Hmmm again. This conspiracy is widespread!

Quote: The most exciting phrase to hear in science, the one that heralds new discoveries, is not "Eureka!" (I found it!) but "That’s funny ..." - Isaac Asimov

Look at Worldwide Potato Production

Look at file potato-production.csv - 10,000 rows of potato production data in tons, like this

Afghanistan,AFG,1961,130000
Afghanistan,AFG,1962,115000
Afghanistan,AFG,1963,122000
Afghanistan,AFG,1964,129000
Afghanistan,AFG,1965,132000
...

Have read_potato() function to read in the text file as before. Graph the digits of the values of this data set.

$ python3 mystery.py -potato potato-production.csv

Hmm. Looks just like the Texas data. This conspiracy is truly everywhere!

What is going on?

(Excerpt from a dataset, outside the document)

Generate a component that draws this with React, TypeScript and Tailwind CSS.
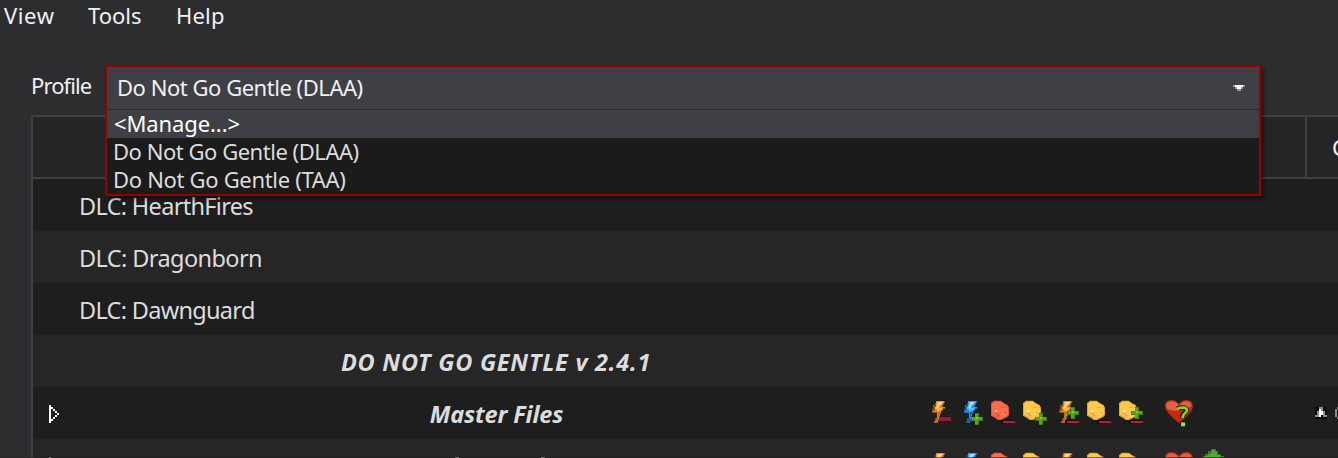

Benford's Law

Benfords' Law
Not a fluke, a deep pattern seen in real data
Have a bunch of numbers measuring something where the numbers span a big range
You will get more numbers starting with 1, 2 far fewer with 8, 9

Explanation of Benford's

Here is my attempted story/explanation of Benford's
Say we have a bunch of numbers measuring something, and the numbers span a big range
Past some point, larger numbers are increasingly rare
e.g. counting ants per square meter in many different spots on earth
1 thousand ants is common
1 million ants is rare
5 million ants is super rare
1 trillion ants never happens
Look at the distribution of the numbers
The right side of the distribution slowly approaches zero
There is a downward slope
The wikipedia page talks about logarithms
Here we simply note that the larger values get increasingly rare

Why 1xx is more common than 2xx

Think about the count of numbers in each range
in 100..199
in 200..299
in 900..999
Because of the slope
See more numbers in 100..199 than in 900..999
Thus we see '1' as first digit more than '9'
This is just hand-wave story
However, Benford's is a well established pattern seen in real data
Consider the the potato example above
I did not look through many agricultural counts to find one showing Benford's
Every dataset I looked at showed Benford's
Aside: Benford's is used to detect fraud
Fraudsters make up numbers uniformly distributed .. not enough 1's!